Yellowbrick extends this pattern to serve its visualization-focused mission. Each loader function corresponds to a specific dataset suited to a particular class of visualization or modeling task -- for example, classification datasets for confusion matrix visualizers, regression datasets for residual plot visualizers, and clustering datasets for silhouette visualizers. The loaders share a uniform signature and return type, making it easy to swap datasets in and out of visualization examples.
Under the hood, all loader functions delegate to a shared internal helper (_load_dataset) that looks up dataset metadata from a manifest file, constructs a Dataset object (which handles downloading from a remote host if necessary and verifying SHA-256 signatures), and then either returns the raw Dataset object or extracts the standard (X, y) tuple that scikit-learn estimators expect. This architecture means that adding a new dataset requires only a manifest entry and a thin wrapper function, with all download, caching, and integrity-checking logic handled centrally.
Usage
Dataset loaders are used whenever a user needs sample data for Yellowbrick visualizations, tutorials, or tests. They are the recommended way to obtain data when following Yellowbrick documentation examples. Users call a named loader function such as load_mushroom() or load_bikeshare() and receive either an (X, y) tuple for direct use with scikit-learn estimators, or a Dataset object for richer access to metadata, alternative targets, and content descriptions.
Theoretical Basis
The bundled dataset pattern addresses several practical concerns in machine learning tooling:
Reproducibility: By shipping versioned, checksummed datasets, the library guarantees that all users work with identical data. The SHA-256 signature verification ensures data integrity and detects corrupted or incomplete downloads.
Caching and offline use: Datasets are downloaded once and cached locally. The storage location defaults to a platform-appropriate directory but can be overridden via the data_home parameter or the $YELLOWBRICK_DATA environment variable. Subsequent calls load from the local cache without requiring an Internet connection.

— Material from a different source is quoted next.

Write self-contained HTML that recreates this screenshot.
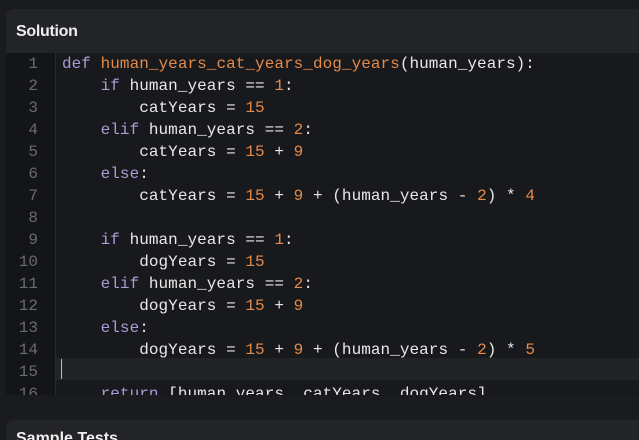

Uniform API: All loaders share the same function signature -- (data_home=None, return_dataset=False) -- and the same return contract. When return_dataset is False (the default), the function returns an (X, y) tuple compatible with scikit-learn's fit/predict interface. When True, it returns a Dataset object that exposes additional metadata. This uniformity means users and documentation authors can demonstrate any visualizer by simply changing the loader function name while keeping all other code identical.
Separation of metadata from logic: Dataset metadata (URLs, checksums, feature names, target descriptions) is stored in a JSON manifest file rather than being hard-coded in Python. The loading logic reads this manifest at module import time, decoupling data registration from data retrieval code and making the system easy to extend.